Brands and content companies will try to own distribution for relevant categories of functional music. Calm or Headspace may become Spotify for meditation and relaxation music, Dipsea for love-making music, Future.fit or Nike for workout music, etc.
As music creation and distribution tools get easier, we may also see individual creators distributing (mostly functional) music directly to their fans. Anne-Laure Le Cunff (Ness Labs) could create productivity music, Boreta (Glitch Mob) could create meditation music (and already is), etc.
👨🎨Creation and consumption will blur
Professional quality music creation will be accessible to everyone via easy-to-use (mobile) applications that utilize samples, presets, and AI. We will see the music industry get eaten from the bottom like the photography industry was after Instagram + smartphones were widespread.
Listening to music may involve creation to a degree as AI will be able to dynamically change out samples in songs as easily as AI changes out songs in playlists today.
Copyright law will obviously get really confusing.

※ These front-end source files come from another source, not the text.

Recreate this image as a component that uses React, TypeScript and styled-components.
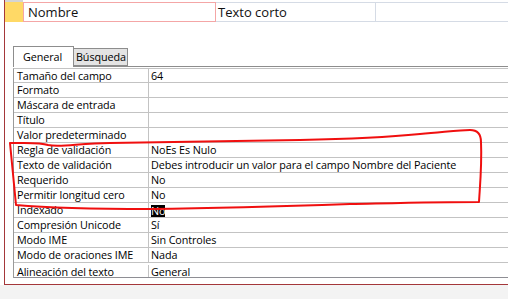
import React from "react";
import styled, { createGlobalStyle } from "styled-components";

const GlobalStyle = createGlobalStyle`
  html, body {
    margin: 0;
    padding: 0;
    background: #ffffff;
  }
  body {
    font-family: "Open Sans", "Noto Sans", "Liberation Sans", sans-serif;
    color: #000;
  }
`;

const properties: { label: string; value: string; selected?: boolean }[] = [
  { label: "Tamaño del campo", value: "64" },
  { label: "Formato", value: "" },
  { label: "Máscara de entrada", value: "" },
  { label: "Título", value: "" },
  { label: "Valor predeterminado", value: "" },
  { label: "Regla de validación", value: "NoEs Es Nulo" },
  { label: "Texto de validación", value: "Debes introducir un valor para el campo Nombre del Paciente" },
  { label: "Requerido", value: "No" },
  { label: "Permitir longitud cero", value: "No" },
  { label: "Indexado", value: "No", selected: true },
  { label: "Compresión Unicode", value: "Sí" },
  { label: "Modo IME", value: "Sin Controles" },
  { label: "Modo de oraciones IME", value: "Nada" },
  { label: "Alineación del texto", value: "General" },
];

const App = () => {
  return (
    <Page>
      <GlobalStyle />
      <Frame>
        <PrevRow>
          <PrevSelector />
        </PrevRow>
        <FieldRow>
          <RowSelector />
          <NameCell>Nombre</NameCell>
          <TypeCell>Texto corto</TypeCell>
          <DescCell />
        </FieldRow>

        <Properties>
          <TabStrip>
            <Tab active>General</Tab>
            <Tab>Búsqueda</Tab>
          </TabStrip>
          <PropGrid>
            {properties.map((p) => (
              <PropRow key={p.label}>
                <PropLabel>{p.label}</PropLabel>
                <PropValue>
                  {p.selected ? <Selected>{p.value}</Selected> : p.value}
                </PropValue>
              </PropRow>
            ))}
          </PropGrid>
        </Properties>
      </Frame>
      <Footer />

      {/* hand-drawn red mark over the validation rows */}
      <Annotation width="508" height="299" viewBox="0 0 508 299">
        <path
          d="M 10 143 C 25 143, 40 142, 48 145 C 60 148, 80 143, 110 143
             C 180 142, 250 141, 300 140 C 350 139, 380 138, 420 134
             C 445 132, 460 130, 470 130 C 478 130, 481 134, 481 142
             C 482 165, 480 185, 479 202 C 440 202, 400 203, 350 204
             C 290 206, 220 208, 150 209 C 100 209, 50 208, 16 205
             C 14 185, 12 165, 10 143 Z"
          fill="none"
          stroke="#f00f0f"
          strokeWidth="2"
          strokeLinejoin="round"
        />
      </Annotation>
    </Page>
  );
};

const Page = styled.div`
  position: relative;
  width: 508px;
  height: 299px;
  overflow: hidden;
  background: #ffffff;
`;

const Frame = styled.div`
  margin-left: 4px;
  height: 285px;
  box-sizing: border-box;
  border-left: 1px solid #a4373a;
  border-bottom: 1px solid #a4373a;
  background: #ffffff;
  overflow: hidden;
`;

const Footer = styled.div`
  height: 14px;
  background: #f3f3f3;
`;

const PrevRow = styled.div`
  display: flex;
  height: 2px;
`;

const PrevSelector = styled.div`
  width: 18px;
  background: #d4d4d4;
`;

const FieldRow = styled.div`
  display: flex;
  height: 20px;
  font-size: 13px;
  line-height: 17px;
  color: #111;
`;

const RowSelector = styled.div`
  width: 18px;
  background: #ffd966;
`;

const NameCell = styled.div`
  width: 193px;
  box-sizing: border-box;
  border: 1px solid #f4a6a6;
  padding: 1px 0 0 4px;
`;

const TypeCell = styled.div`
  width: 160px;
  box-sizing: border-box;
  border-top: 1px solid #d5dbe5;
  border-bottom: 1px solid #d5dbe5;
  border-right: 1px solid #d5dbe5;
  padding: 1px 0 0 2px;
`;

const DescCell = styled.div`
  flex: 1;
  box-sizing: border-box;
  border-top: 1px solid #d5dbe5;
  border-bottom: 1px solid #d5dbe5;
`;

const Properties = styled.div`
  margin-top: 24px;
  padding-left: 8px;
  font-size: 10.8px;
  letter-spacing: -0.1px;
`;

const TabStrip = styled.div`
  display: flex;
  align-items: flex-end;
  height: 20px;
  border-bottom: 1px solid #8d8d8d;
`;

const Tab = styled.div<{ active?: boolean }>`
  box-sizing: border-box;
  height: ${(p) => (p.active ? "21px" : "18px")};
  margin-bottom: ${(p) => (p.active ? "-1px" : "0")};
  width: ${(p) => (p.active ? "61px" : "54px")};
  border: 1px solid #8d8d8d;
  border-bottom: ${(p) => (p.active ? "none" : "1px solid #8d8d8d")};
  border-left: ${(p) => (p.active ? "1px solid #8d8d8d" : "none")};
  background: ${(p) => (p.active ? "#ffffff" : "#e4e4e4")};
  padding: ${(p) => (p.active ? "3px 0 0 9px" : "1px 0 0 2px")};
  line-height: 14px;
  white-space: nowrap;
`;

const PropGrid = styled.div`
  margin-top: 1px;
  border-top: 1px solid #c3c3c3;
  border-left: 1px solid #9a9a9a;
`;

const PropRow = styled.div`
  display: grid;
  grid-template-columns: 135px 1fr;
  height: 15px;
  box-sizing: border-box;
  border-bottom: 1px solid #c3c3c3;
  line-height: 14px;
  overflow: hidden;
  white-space: nowrap;

  &:first-child {
    height: 14px;
    line-height: 13px;
  }

  &:last-child {
    border-bottom-color: #8e8e94;
    padding-top: 2px;
  }
`;

const PropLabel = styled.div`
  border-right: 1px solid #c3c3c3;
  padding-left: 3px;
  overflow: hidden;
`;

const PropValue = styled.div`
  padding-left: 2px;
  overflow: hidden;
`;

const Selected = styled.span`
  background: #000;
  color: #fff;
  display: inline-block;
  line-height: 12px;
  margin-top: 2px;
`;

const Annotation = styled.svg`
  position: absolute;
  left: 0;
  top: 0;
  pointer-events: none;
`;

export default App;
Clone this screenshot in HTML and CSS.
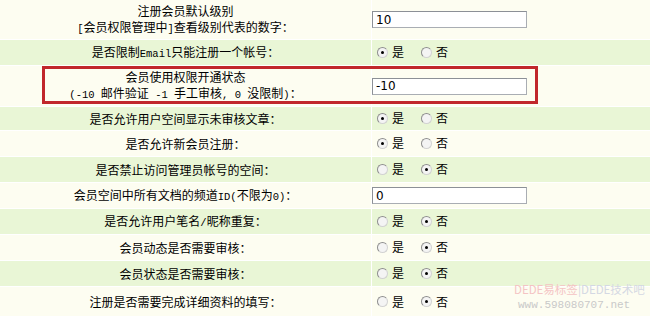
FILE: index.html
```html
<!DOCTYPE html>
<html lang="zh-CN">
<head>
<meta charset="utf-8">
<title>会员设置</title>
<link rel="stylesheet" href="styles.css">
</head>
<body>
<table class="cfg">
  <tr class="odd tall first">
    <td class="label">注册会员默认级别<br><span class="en">[</span>会员权限管理中<span class="en">]</span>查看级别代表的数字：</td>
    <td class="val"><input class="txt" type="text" value="10"></td>
  </tr>
  <tr class="even">
    <td class="label">是否限制<span class="en">Email</span>只能注册一个帐号：</td>
    <td class="val"><label><input class="rd" type="radio" name="r2" checked>是</label><label><input class="rd" type="radio" name="r2">否</label></td>
  </tr>
  <tr class="odd tall">
    <td class="label">会员使用权限开通状态<br><span class="en">(-10 </span>邮件验证<span class="en"> -1 </span>手工审核<span class="en">, 0 </span>没限制<span class="en">)</span>：</td>
    <td class="val"><input class="txt" type="text" value="-10"></td>
  </tr>
  <tr class="even short">
    <td class="label">是否允许用户空间显示未审核文章：</td>
    <td class="val"><label><input class="rd" type="radio" name="r4" checked>是</label><label><input class="rd" type="radio" name="r4">否</label></td>
  </tr>
  <tr class="odd">
    <td class="label">是否允许新会员注册：</td>
    <td class="val"><label><input class="rd" type="radio" name="r5" checked>是</label><label><input class="rd" type="radio" name="r5">否</label></td>
  </tr>
  <tr class="even">
    <td class="label">是否禁止访问管理员帐号的空间：</td>
    <td class="val"><label><input class="rd" type="radio" name="r6">是</label><label><input class="rd" type="radio" name="r6" checked>否</label></td>
  </tr>
  <tr class="odd inp">
    <td class="label">会员空间中所有文档的频道<span class="en">ID(</span>不限为<span class="en">0)</span>：</td>
    <td class="val"><input class="txt" type="text" value="0"></td>
  </tr>
  <tr class="even">
    <td class="label">是否允许用户笔名<span class="en">/</span>昵称重复：</td>
    <td class="val"><label><input class="rd" type="radio" name="r8">是</label><label><input class="rd" type="radio" name="r8" checked>否</label></td>
  </tr>
  <tr class="odd">
    <td class="label">会员动态是否需要审核：</td>
    <td class="val"><label><input class="rd" type="radio" name="r9">是</label><label><input class="rd" type="radio" name="r9" checked>否</label></td>
  </tr>
  <tr class="even">
    <td class="label">会员状态是否需要审核：</td>
    <td class="val"><label><input class="rd" type="radio" name="r10">是</label><label><input class="rd" type="radio" name="r10" checked>否</label></td>
  </tr>
  <tr class="odd last">
    <td class="label">注册是否需要完成详细资料的填写：</td>
    <td class="val"><label><input class="rd" type="radio" name="r11">是</label><label><input class="rd" type="radio" name="r11" checked>否</label></td>
  </tr>
</table>
<div class="highlight"></div>
<div class="watermark">
  <div class="wm1"><span class="pink">DEDE易标签</span>|DEDE技术吧</div>
  <div class="wm2">www.598080707.net</div>
</div>
</body>
</html>
```
FILE: styles.css
```css
html, body {
  margin: 0;
  padding: 0;
  background: #ffffff;
}
body {
  position: relative;
  width: 650px;
  height: 316px;
  overflow: hidden;
  font-family: "Noto Sans CJK SC", "Noto Sans", sans-serif;
  font-size: 12px;
  color: #000;
}
.cfg {
  width: 650px;
  border-collapse: separate;
  border-spacing: 0;
  table-layout: fixed;
}
.cfg td {
  padding: 0;
  height: 25px;
  border-bottom: 1px solid #ffffff;
  line-height: 16px;
  vertical-align: middle;
}
.cfg tr.tall td { height: 40px; }
.cfg tr.first td { height: 39px; }
.cfg tr.short td { height: 23px; }
.cfg tr.last td { height: 30px; }
.cfg tr.odd td { background: #fdfdf1; }
.cfg tr.even td { background: #e9f6d6; }
.cfg td.label {
  width: 371px;
  text-align: center;
  border-right: 1px solid #ffffff;
}
.cfg td.val {
  text-align: left;
}
.en {
  font-family: "Liberation Mono", "DejaVu Sans Mono", monospace;
  font-size: 10.5px;
  white-space: pre;
}
.txt {
  box-sizing: border-box;
  width: 155px;
  height: 17px;
  margin: 0;
  padding: 0 3px;
  border: 1px solid #a9adb3;
  border-top-color: #8c9096;
  border-left-color: #8c9096;
  background: #ffffff;
  font-family: "DejaVu Sans", sans-serif;
  font-size: 12px;
  line-height: 15px;
  color: #000;
  display: block;
}
.val label {
  display: inline-flex;
  align-items: center;
  margin-right: 12px;
}
.rd {
  -webkit-appearance: none;
  appearance: none;
  box-sizing: border-box;
  width: 11px;
  height: 11px;
  margin: 0 4px 0 5px;
  border-radius: 50%;
  border: 1px solid #d2d2d2;
  border-top-color: #8e8e8e;
  border-left-color: #8e8e8e;
  background: #f4f4f4;
  position: relative;
}
.rd:checked::after {
  content: "";
  position: absolute;
  left: 3px;
  top: 3px;
  width: 3px;
  height: 3px;
  border-radius: 50%;
  background: #000;
}
.highlight {
  position: absolute;
  left: 42px;
  top: 66px;
  width: 496px;
  height: 38px;
  box-sizing: border-box;
  border: 3px solid #c1272c;
}
.watermark {
  position: absolute;
  left: 514px;
  top: 283px;
  color: #d4d8e3;
  white-space: nowrap;
}
.wm1 {
  font-family: "Noto Sans CJK SC", sans-serif;
  font-size: 11.5px;
  line-height: 13px;
}
.wm1 .pink { color: #f4c4c4; }
.wm2 {
  margin-top: 3px;
  margin-left: 4px;
  font-family: "Liberation Mono", monospace;
  font-size: 11px;
  line-height: 12px;
  color: #c9c9c9;
}
```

💰 Immersive music will unlock new revenue opportunities
One of the reasons the streaming business model in music exists is because mp3s sound the same no matter where or when you listen to them, thus making them easy to pirate. Dynamic experiences like concerts and Barry’s Bootcamp classes cannot be pirated in the same way since each is unique.
Dynamic, immersive musical experiences that change dependent on location, orientation, biometrics, etc. could be monetized more effectively than music today for this same reason.
These experiences will likely be focused on functional music initially but eventually other types of artists may create them as a new way income stream.
🤩 Influencers will rule
In any market, as creation and distribution gets easier, brand becomes more important.
We’re seeing this play out in venture capital right now, where Twitter influencers are starting to run the show in the industry instead of traditional investors.
As tools for creation and distribution get easier in music and anyone is able to be a musician, people who have large followings will likely rule the top charts.